While the accent is understandably on slower pieces, there is some pleasing variety here, and Faber Music have certainly delivered on their promise to include some “beautiful discoveries”.
In terms of lesser-known classics, I really enjoyed the Scriabin and Mussorgsky pieces, and among the newer pieces I especially loved Evelyn Glennie’s predominantly black-key Snowflakes with it’s gently undulating harmony and minimalist evolution. And as a fan of Nils Frahm’s music I was delighted by the inclusion of Ambre, which is surely something of a coup!
As a fabulous collection of genuinely up-to-the-minute popular and relaxing pieces, tastefully arranged and presented, Mindfulness: The Piano Collection already deserves top marks. But exactly how do the publishers relate these pieces to mindfulness practice?
In addition to the beautiful presentation, which in itself promotes relaxation, the book has two additional elements to consider.
The first of these is the inclusion of “adult colouring” pages in the vein of Johanna Basford (Secret Garden, Enchanted Forest) and Millie Marotta (Animal Kingdom, Tropical Wonderland) whose best-selling adult colouring books have taken the publishing world by storm over the last couple of years. Many have found this activity beneficial within a mindfulness context, and it is pleasing to see that Mindfulness: The Piano Collection includes 6 full page, high-quality illustrations for colouring.
Secondly, each piece is preceded by a short paragraph recommending simple mindfulness approaches that can be integrated when learning and playing the music. It’s probably best if I give you a couple of examples:
“Before playing, spend a few moments sitting at the piano; focus on the movements of the breath in your body until you feel some sense of calm. When you’re ready to play, notice the sensations of breath in your body through the musical phrases. The flow you create by doing this will help to bring a natural shape and sense of emotion to your playing.”
And how about this one:
“This gently repetitive piece has a dream-like quality and, as the title indicates, enables you to be ‘pleasantly lost in one’s thoughts’. Allow yourself to notice the feelings you experience from playing this piece. Try to do this without judgement: just being aware of your thoughts as they come and go is enough. A Buddhist concept is to think of thoughts as pages written on water.”
Of course many of these suggestions are quite generic, and as players we might go on to apply them in other music we learn and perform.
For fun, why not see if you can match the two examples I have quoted to the correct pieces of music that they accompany, from the list above – if you think you have the correct answers leave a comment below and I will let you know if you’ve got it right!
I’ve focused on all the great stuff that is included in the publication, but for the sake of balance must briefly mention what isn’t.
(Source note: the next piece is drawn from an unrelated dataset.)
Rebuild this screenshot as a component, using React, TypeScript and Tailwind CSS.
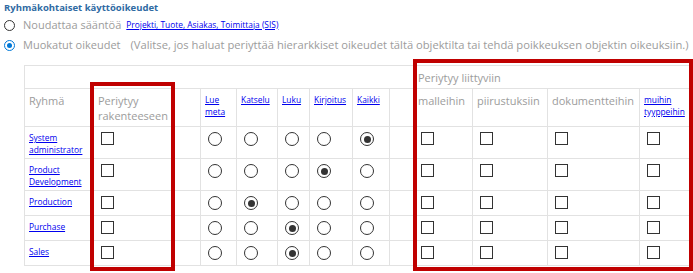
import React from "react";

const Chk = () => (
  <span className="block w-[13px] h-[13px] border border-[#333] bg-white mt-[1px] ml-[3px]" />
);

const Rad = ({ on }: { on?: boolean }) => (
  <span className="flex items-center justify-center w-[14px] h-[14px] rounded-full border border-[#333] bg-white mt-[1px] ml-[3px]">
    {on ? <span className="block w-[7px] h-[7px] rounded-full bg-[#333]" /> : null}
  </span>
);

const rows: { name: string[]; sel: number; h: string }[] = [
  { name: ["System", "administrator"], sel: 4, h: "h-[32px]" },
  { name: ["Product", "Development"], sel: 3, h: "h-[32px]" },
  { name: ["Production"], sel: 1, h: "h-[25px]" },
  { name: ["Purchase"], sel: 2, h: "h-[25px]" },
  { name: ["Sales"], sel: 2, h: "h-[25px]" },
];

const cell = "border border-[#e2e2e2] align-top pl-[4px] pt-[4px] pr-0 pb-0 leading-[0px]";
const hd = " text-[11px] leading-[15px] text-[#9c9c9c]";
const lnk = "text-[#0000ee] underline text-[8.4px] leading-[12px]";

export default function App() {
  return (
    <div className="relative w-[693px] h-[273px] bg-white overflow-hidden font-['Open_Sans',sans-serif]">
      <div className="h-[15px] pt-[2px] pl-[4px] text-[9.5px] leading-[12px] font-bold text-[#2f6aa3]">
        Ryhmäkohtaiset käyttöoikeudet
      </div>
      <div className="h-[20px] flex items-center">
        <span className="ml-[4px] w-[11px] h-[11px] rounded-full border border-[#333] bg-white" />
        <span className="ml-[8px] text-[11px] text-[#9c9c9c]">Noudattaa sääntöä</span>
        <span className="ml-[5px] text-[#0000ee] underline text-[8.4px]">
          Projekti, Tuote, Asiakas, Toimittaja (SIS)
        </span>
      </div>
      <div className="h-[21px] flex items-center">
        <span className="ml-[4px] w-[11px] h-[11px] rounded-full border border-[#0078d7] bg-white flex items-center justify-center">
          <span className="block w-[5px] h-[5px] rounded-full bg-[#0078d7]" />
        </span>
        <span className="ml-[8px] text-[11px] text-[#9c9c9c] whitespace-nowrap">
          Muokatut oikeudet
          <span className="ml-[10px] text-[11.2px]">
            (Valitse, jos haluat periyttää hierarkkiset oikeudet tältä objektilta tai tehdä poikkeuksen objektin oikeuksiin.)
          </span>
        </span>
      </div>
      <table className="mt-[9px] ml-[24px] border-collapse table-fixed w-[666px]">
        <colgroup>
          <col className="w-[69px]" />
          <col className="w-[107px]" />
          <col className="w-[36px]" />
          <col className="w-[41px]" />
          <col className="w-[32px]" />
          <col className="w-[43px]" />
          <col className="w-[37px]" />
          <col className="w-[24px]" />
          <col className="w-[59px]" />
          <col className="w-[75px]" />
          <col className="w-[92px]" />
          <col className="w-[51px]" />
        </colgroup>
        <tbody>
          <tr className="h-[23px]">
            <td colSpan={8} className="border border-[#e2e2e2] p-0" />
            <td colSpan={4} className="border border-[#e2e2e2] align-middle pl-[4px] py-0 text-[11px] leading-[15px] text-[#9c9c9c]">
              Periytyy liittyviin
            </td>
          </tr>
          <tr className="h-[38px]">
            <td className={cell + hd}>Ryhmä</td>
            <td className={cell + hd}>
              Periytyy
              <br />
              rakenteeseen
            </td>
            <td className={cell}>
              <div className={lnk + " mt-[1px]"}>
                Lue
                <br />
                meta
              </div>
            </td>
            <td className={cell}>
              <div className={lnk + " mt-[1px]"}>Katselu</div>
            </td>
            <td className={cell}>
              <div className={lnk + " mt-[1px]"}>Luku</div>
            </td>
            <td className={cell}>
              <div className={lnk + " mt-[1px]"}>Kirjoitus</div>
            </td>
            <td className={cell}>
              <div className={lnk + " mt-[1px]"}>Kaikki</div>
            </td>
            <td className={cell} />
            <td className={cell + hd}>malleihin</td>
            <td className={cell + hd}>piirustuksiin</td>
            <td className={cell + hd}>dokumentteihin</td>
            <td className={cell}>
              <div className={lnk + " mt-[1px]"}>
                muihin
                <br />
                tyyppeihin
              </div>
            </td>
          </tr>
          {rows.map((r) => (
            <tr key={r.name.join(" ")} className={r.h}>
              <td className={cell}>
                <div className={lnk + " mt-[1px]"}>
                  {r.name.map((n, i) => (
                    <div key={i}>{n}</div>
                  ))}
                </div>
              </td>
              <td className={cell}>
                <Chk />
              </td>
              {[0, 1, 2, 3, 4].map((i) => (
                <td key={i} className={cell}>
                  <Rad on={r.sel === i} />
                </td>
              ))}
              <td className={cell} />
              {[0, 1, 2, 3].map((i) => (
                <td key={i} className={cell}>
                  <Chk />
                </td>
              ))}
            </tr>
          ))}
        </tbody>
      </table>
      <div className="absolute left-[90px] top-[82px] w-[85px] h-[189px] border-[4px] border-[#c00000]" />
      <div className="absolute left-[413px] top-[59px] w-[280px] h-[212px] border-[4px] border-[#c00000]" />
    </div>
  );
}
Firstly, the book lacks an introduction explaining the core premise, or offering additional background on mindfulness for newcomers. Given the wonderful and unique selection of pieces included here, I can certainly think of players for whom the book would hold considerable musical appeal, but who won’t have practised mindfulness before.
Readers of Pianodao can of course refer to Doug Hanvey’s article as a companion piece, but for the wider market I think it would have been helpful to include a little more information.
Secondly, although the various illustrators and cover designer are all credited, the actual author, music arrangers and editor aren’t. Plenty of technical advice (such as fingering) has been included, as are the comments offering suggestions about lifestyle and well-being. In all cases this advice seems very good, but I think knowing its source would surely lend it more authority. And of course it would be nice to know who we have to thank for the pioneering vision of the book!
Finally, there is no CD included, which is understandable considering copyright issues and the commercial status of some of the included pieces.
There have already been some great music publications this year, and Mindfulness: The Piano Collection is certainly among the best.
To start with, it offers a genuinely appealing and distinctive collection of relaxing piano pieces which players are sure to enjoy. On top of this, the emphasis on breathing and mindful focus excite me, not least because this dovetails so well with the Qigong shared on Pianodao.
Above all, Mindfulness: The Piano Collection comes across as wholly sincere in its intentions, and a labour of love. This is a publication that I doubt you will be able to resist once you have it in your hands, so do go straight ahead and get yourself a copy!